Dale MacKay prepared our second dish, using ingredients he brought with him from B.C. – a perfect, juicy little fillet of baked black cod that looked like a white building block in a topaz-coloured Thai pork broth. There were pea shoots and bok choy and smoked maitaki mushrooms in that heady consommé, perfumed with kaffir lime, lemon grass and a trace of chili oil. The flavour was wickedly layered and exotic and people could be heard moaning with pleasure as they tasted it. The wine wasn’t so happy. Mitchell Watervale 2010 Riesling from Australia’s Clare Valley tasted fresh and pleasing before the soup arrived but, together, it was as if that blithe, innocent Australian child had woken up in an opium den in Thailand surrounded by shadowed people in masks and incense and cellos… never to be seen again.

            Connie DeSousa created the third dish – a radical leap into an entirely different style of food. Charcut is a real nose-to-tail shrine and Connie and her co-chef, John Jackson, take pride in breaking down and using up the entire animals that they buy.
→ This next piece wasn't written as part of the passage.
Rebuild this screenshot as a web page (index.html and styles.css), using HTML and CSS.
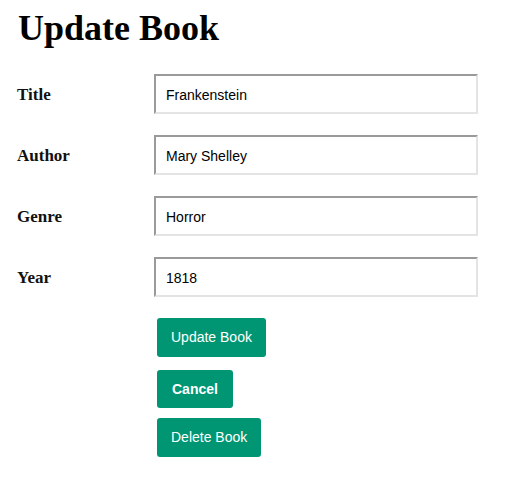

The largest beasts on their shopping list are the farmed bison up in Grand Prairie and for this dinner they used the bison’s heart and a lot of pork to make massive, hearty smoked kielbasa sausages that came to the table on platters, served family style for people to help themselves. Under the sausages was Connie’s take on sauerkraut – shaved raw fennel pickled with caraway – and a rather good grainy mustard made by a Calgary company called Brassica. The sausage was excellent and there were so many that half the guests (including me) asked for and were given doggie bags. The wine was Piovene Porto Godi merlot Fra I Broli 2008 from the Veneto – a classy, ripe, demure Merlot that played well with the sweet juices of the sausage. I would have liked something bigger and rougher with more acidic structure – a rustic Sangiovese maybe – but I suppose that would have been fairly predictable. A good proportion of the room approved the Merlot match.
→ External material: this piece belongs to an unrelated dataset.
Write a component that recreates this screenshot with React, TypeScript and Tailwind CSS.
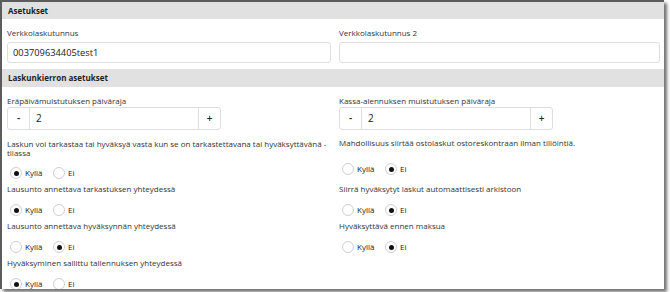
import React from "react";

const Radio = ({ checked }: { checked: boolean }) => (
  <span className="w-[12px] h-[12px] rounded-full border border-[#cfcfcf] bg-white flex items-center justify-center shrink-0">
    {checked && <span className="w-[5px] h-[5px] rounded-full bg-[#111]" />}
  </span>
);

const YesNo = ({ value, className }: { value: boolean; className?: string }) => (
  <div className={"flex items-center ml-[3px] text-[#222] font-medium " + (className ?? "")}>
    <Radio checked={value} />
    <span className="ml-[3px] leading-[12px] w-[20px]">Kyllä</span>
    <span className="ml-[8px]" />
    <Radio checked={!value} />
    <span className="ml-[3px] leading-[12px]">Ei</span>
  </div>
);

const Stepper = ({ value }: { value: string }) => (
  <div className="w-[214px] h-[23px] border border-[#dedede] rounded-[3px] flex items-center text-[#222]">
    <div className="w-[22px] h-full border-r border-[#dedede] flex items-center justify-center text-[10px] font-semibold">-</div>
    <div className="flex-1 pl-[6px] text-[10px] font-medium">{value}</div>
    <div className="w-[22px] h-full border-l border-[#dedede] flex items-center justify-center text-[10px] font-semibold">+</div>
  </div>
);

const Header = ({ title, h }: { title: string; h: string }) => (
  <div className={h + " bg-[#e1e1e1] pl-[6px] flex items-center text-[8px] font-bold text-[#1e1e1e]"}>{title}</div>
);

export default function App() {
  return (
    <div className="w-[670px] h-[292px] bg-white">
      <div className="w-[664px] h-[289px] border-l-2 border-t-2 border-[#5c5c5c] shadow-[3px_3px_3px_rgba(0,0,0,0.55)] bg-white overflow-hidden font-['Open_Sans',sans-serif] text-[8px] text-[#333]">
        <Header title="Asetukset" h="h-[17px]" />
        <div className="grid grid-cols-[324px_1fr] gap-x-2 pl-[5px] pr-[4px] pt-[9px] pb-[6px]">
          <div>
            <div className="leading-[10px] mb-[4px]">Verkkolaskutunnus</div>
            <div className="h-[21px] border border-[#dedede] rounded-[3px] flex items-center pl-[5px] text-[9.3px] text-[#1a1a1a]">
              003709634405test1
            </div>
          </div>
          <div>
            <div className="leading-[10px] mb-[4px]">Verkkolaskutunnus 2</div>
            <div className="h-[21px] border border-[#dedede] rounded-[3px]" />
          </div>
        </div>
        <Header title="Laskunkierron asetukset" h="h-[18px]" />
        <div className="grid grid-cols-[324px_1fr] gap-x-2 pl-[5px] pr-[4px] pt-[9px]">
          <div>
            <div className="leading-[10px] mb-[1px]">Eräpäivämuistutuksen päiväraja</div>
            <Stepper value="2" />
          </div>
          <div>
            <div className="leading-[10px] mb-[1px]">Kassa-alennuksen muistutuksen päiväraja</div>
            <Stepper value="2" />
          </div>

          <div className="pt-[8.5px]">
            <div className="leading-[9.5px] whitespace-nowrap">
              Laskun voi tarkastaa tai hyväksyä vasta kun se on tarkastettavana tai hyväksyttävänä -
              <br />
              tilassa
            </div>
            <YesNo value={true} className="mt-[9.5px]" />
          </div>
          <div className="pt-[7.5px]">
            <div className="leading-[9.5px]">Mahdollisuus siirtää ostolaskut ostoreskontraan ilman tiliöintiä.</div>
            <YesNo value={false} className="mt-[16px]" />
          </div>

          <div className="pt-[4.5px]">
            <div className="leading-[9.5px]">Lausunto annettava tarkastuksen yhteydessä</div>
            <YesNo value={true} className="mt-[11px]" />
          </div>
          <div className="pt-[4.5px]">
            <div className="leading-[9.5px]">Siirrä hyväksytyt laskut automaattisesti arkistoon</div>
            <YesNo value={false} className="mt-[11px]" />
          </div>

          <div className="pt-[4.5px]">
            <div className="leading-[9.5px]">Lausunto annettava hyväksynnän yhteydessä</div>
            <YesNo value={false} className="mt-[11px]" />
          </div>
          <div className="pt-[4.5px]">
            <div className="leading-[9.5px]">Hyväksyttävä ennen maksua</div>
            <YesNo value={false} className="mt-[11px]" />
          </div>

          <div className="pt-[4.5px]">
            <div className="leading-[9.5px]">Hyväksyminen sallittu tallennuksen yhteydessä</div>
            <YesNo value={true} className="mt-[11px]" />
          </div>
        </div>
      </div>
    </div>
  );
}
            The main course was classic Mark McEwan – gorgeous short rib braised in white wine beside a garnet-coloured slice of beef striploin with soft polenta, a spoonful of tomato sauce that had been made from oven-dried tomatoes and was textured halfway between a concassé and a purée, and the very last of the year’s fava beans. What wasn’t classic McEwan was the fact that the beef was Canadian. For as long as I’ve eaten Mark McEwan’s food – going back to Pronto, circa 1988 – he has been the champion of USDA beef. Last summer, however, he and Brooke McDougall did an event where they compared USDA Prime with grass-fed beef from Prince Edward Island. McEwan was so impressed that he went out to PEI to see for himself and found a great little operation with a dozen or so small farms raising grass-fed, hormone-free cattle which were briefly finished, just before slaughter, on potatoes. Well, what else would it be on PEI? McEwan decided to switch to this beef in his restaurants and at his store and he hasn’t switched back. His kitchens still use USDA beef for burgers and there’s a USDA cowboy ribeye on Bymark’s menu, but otherwise it’s now Canadian beef for Mark. Last night’s showing explains why – a delicious dish, honest and hearty and beautifully matched with a 2007 Bordeaux blend from Hawkes Bay, New Zealand, the legendary Te Mata Coleraine.
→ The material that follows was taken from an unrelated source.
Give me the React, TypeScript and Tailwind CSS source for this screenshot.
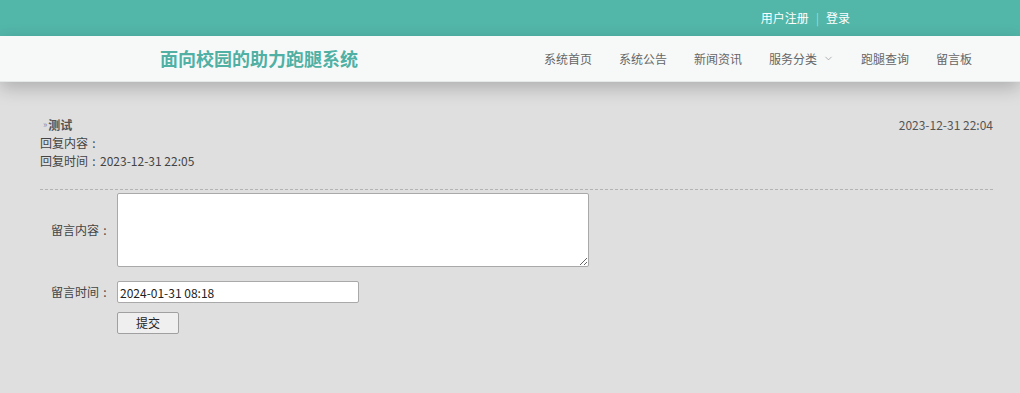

Then there was cheese – the cider-washed Le Guillame Tell from Quebec with a subtle aroma of apple and mushroom; sweet, gentle Niagara Gold from the Upper Canada Cheese Company; and a firm, forthright Avonlea Clothbound Cheddar from Prince Edward Island – in honour of the beef, presumably. Melissa Stunden poured a smashing young single-vineyard vintage port with this – Quinta do Noval Silval 2005 – that surprised everyone by its precocity.

The finale was a miniature chocolate and peanut butter torte with concord grape ice and crisp vanilla tuille that was gone in a flash.

Apparently the second season of Top Chef Canada finished shooting in September and is now in the editing salon, ready to appear on tv screens next March. The nation is holding its breath.